To be an effective leader, it’s not enough to have good managerial skills. Rather, you also have to know how to reach each individual at a personal level. By relating to people as human beings and not just employees, you can identify their abilities and find out what makes them tick — and this in turn can help you foster and harness their creativity and professional passion. Using one-to-one people skills enables you to optimize — and better manage — the influence you have on them.

According to the 2018 Global Leadership Forecast, companies with a formal mentoring culture have a 20 percent lower turnover; yet all too often, leadership seminars stress management skills at the expense of mentorship. You can’t be a good coach without being a mentor; and you can’t be a good mentor without knowing how to communicate successfully on a personal level. And for any business mentor, the key to effective, interpersonal communication is empathy.


Using Empathy as a Tool in Constructive Criticism

In a recent study on workplace satisfaction, 700 employees were asked to name the top contributing factors that cause a bad day at work. Nearly half — 40 percent — said that the No. 1 factor was lack of support and help from their boss. Likewise, 37 percent cited lack of praise and recognition for job performance.

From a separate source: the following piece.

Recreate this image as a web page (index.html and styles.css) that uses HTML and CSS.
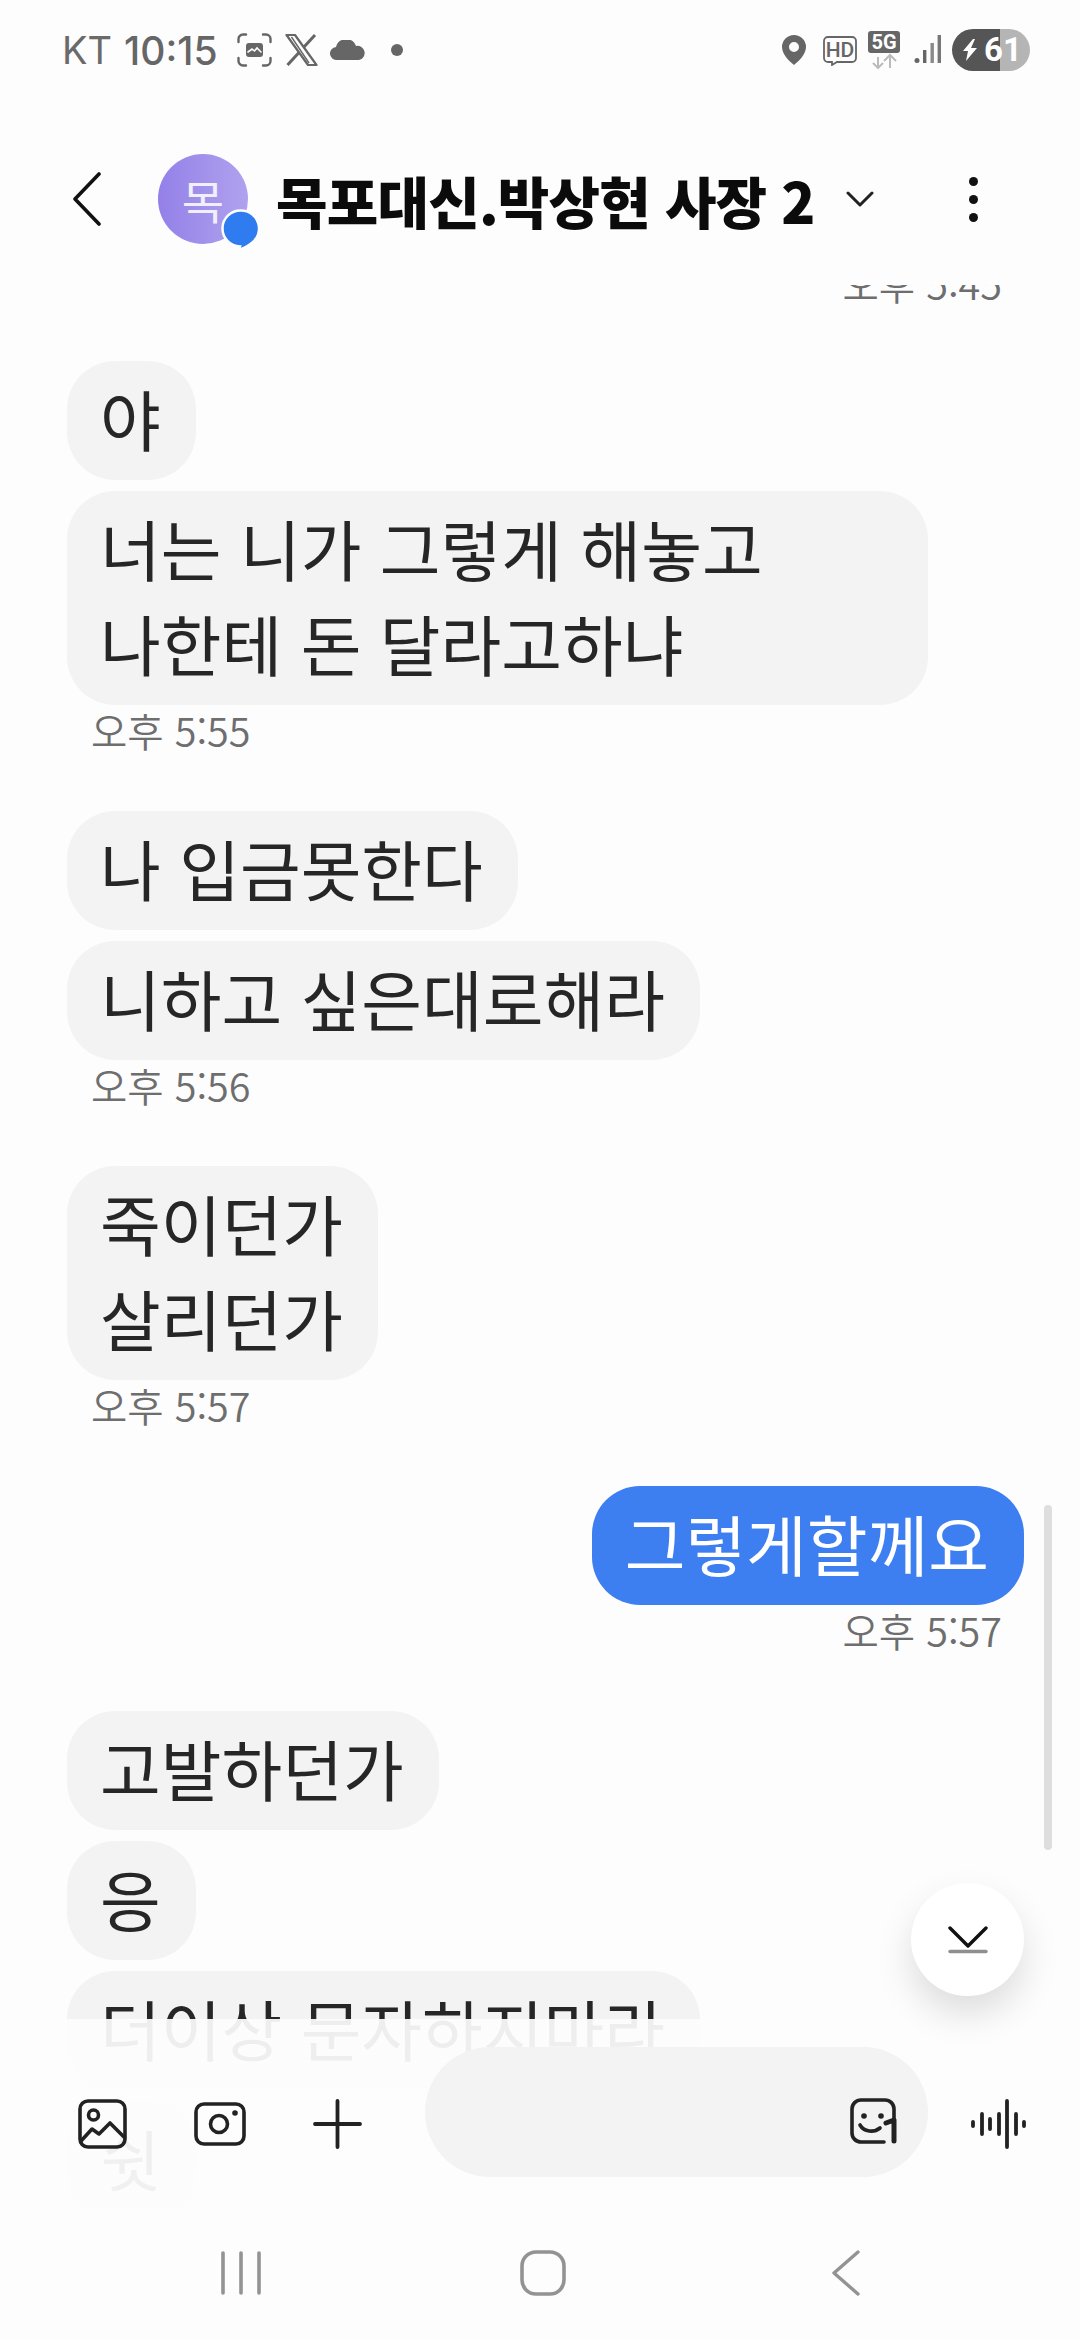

The terms “personal” and “professional” aren’t mutually exclusive. By fostering strong interpersonal professional relationships, you can engender an atmosphere of trust and empathy that will make your employees more receptive to your management.


Managing vs Coaching: Constructive Feedback

Far too often, managers make the mistake of being overwhelmingly directive in their approach, rather than recognizing the value of listening to their employees and engaging on a personal level with them.

According to the 2018 Global Leadership Forecast, companies that have a common, unified purpose within their workforce outperform other companies by 42 percent. The best way that you can foster this unified purpose is to create a team-management approach that relies upon personal communication and individual employee engagement.

By listening to your team, asking questions and recognizing that management can be a two-way street, you’ll win a receptive audience when it’s time to share constructive feedback.


Coaching as a Motivational Tool

Employee motivation involves a lot more than handing out an employee-of-the-month certificate or serving pizza during staff meetings. Likewise, effective motivation entails more than an annual salary increase or an in-house promotion.

The best way that you can boost team motivation is by offering your employees a continuous stream of positive input, feedback and advice, bound together with a unified purpose so that your team will feel like they’re working with you toward the same goal. And of course, it doesn’t hurt to add all those extra bonuses and rewards perks as well (including that free pizza).

In reality, successful coaching is a work in progress, an ongoing building of a developmental alliance between management and staff. As a leadership coach, you can cultivate this motivation through positivity, empathy, appreciation and engagement.

When team members feel that they have a stake in their company’s success — even if it’s just a feeling of being valued or acknowledged for a job well done — they’ll have the type of strong, day-to-day motivation that leads to high performance and employee retention.

By taking a proactive approach to coaching and recognizing that the best managers are also good mentors, you can use your coaching skills to help your employees develop into the best that they can be. And by doing so, you’ll be able to develop a team that’s willing to work with you in a combined effort for success.


Putting It Into Action

So, how can you begin proactive coaching? Start by taking the steps below:

  • Block 20 minutes, three times a week, on your calendar to walk around the office and socialize with your team. Ask them questions about something other than work to get to know the people that you work with beyond just the work they do every day.
  • If you personally don’t have a mentor, find one. You can’t help mentor others if you have not learned firsthand the benefit of having one for yourself.